Assuming that all else is equal, the type of diamond cut which offers the best sparkle is the 57 facet round cutting style. Cushion cuts will be a close second in my opinion and you can actually get more info about their differences here.
It’s not a coincidence that round brilliant cuts happen to be the most popular shape as well.
Thank you for the great content and information. I am working on a school project on jewelry designs and trends how many types of diamond cuts are there?
If you want to be comprehensive, there are tens to hundreds of diamon cuts in the history of the industry. It’s way beyond the scope of what we do here but there are a couple of article that touch on modern day creations and the types of round cut diamonds with better known brands.
I’ve also an article that goes into details about the best diamond cut for various jewelry purposes and personal preferences.

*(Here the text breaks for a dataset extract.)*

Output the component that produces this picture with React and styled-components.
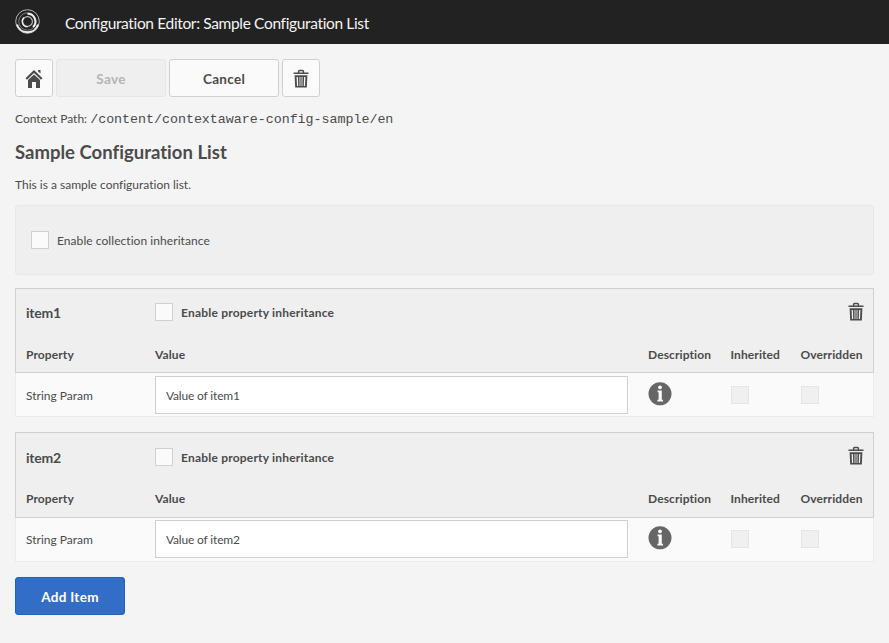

Thank you for your work. I am sure it is very appreciated by clueless guys like me. I’m very stressed out by the purchase and I have only 2 weeks left to buy something nice. What are the different cuts of diamonds for princess shapes?
Are there special ones with better brilliance and sparkle? Tiffany claims theirs are better than any others. I’ve seen some in person and I admit they look nice to a lay person like myself. Any truth in this?
I know that embarking on the search for an engagement ring can be a very stressful and nerve wrecking process. After all, this is a once in a lifetime event and I’m sure nobody wants to screw up such an important purchase.
Most princess brilliant cut diamonds have between 3-5 chervons which determines how many facets they have (in a way). That said, the number of facets has no relation to the diamond’s performance and how it returns light. This is an aspect which requires interaction between all the facets on the whole.
White Flash and Brian Gavin are vendors you should check out as ideal cut princess are their forte. Tiffany’s diamonds are generally well cut but to label them as top notch? I would disagree. They sell decently cut diamonds at extremely high prices. What you are effectively paying for is their brand name and shopping experience.
Besides the 57 facets diamond cut style, have you heard or came across other round diamond cut types like the Solasfera or the Leo? Is one better over the other?
I do have experience with both types of round diamond cuts. You can read about my reviews on these cutting styles here:
I won’t say that the Solasfera is necessary better over the traditional round as they both have different flavors to them and can look beautiful if they are polished to accurate proportions. The Leo is one that stands out both for its inconsistent nature in appearance (if you compared a few side by side, you will see different scintillation patternings) and often, unreliable grading reports. I would personally stay away from them unless there’s a symbolic reason to buy them.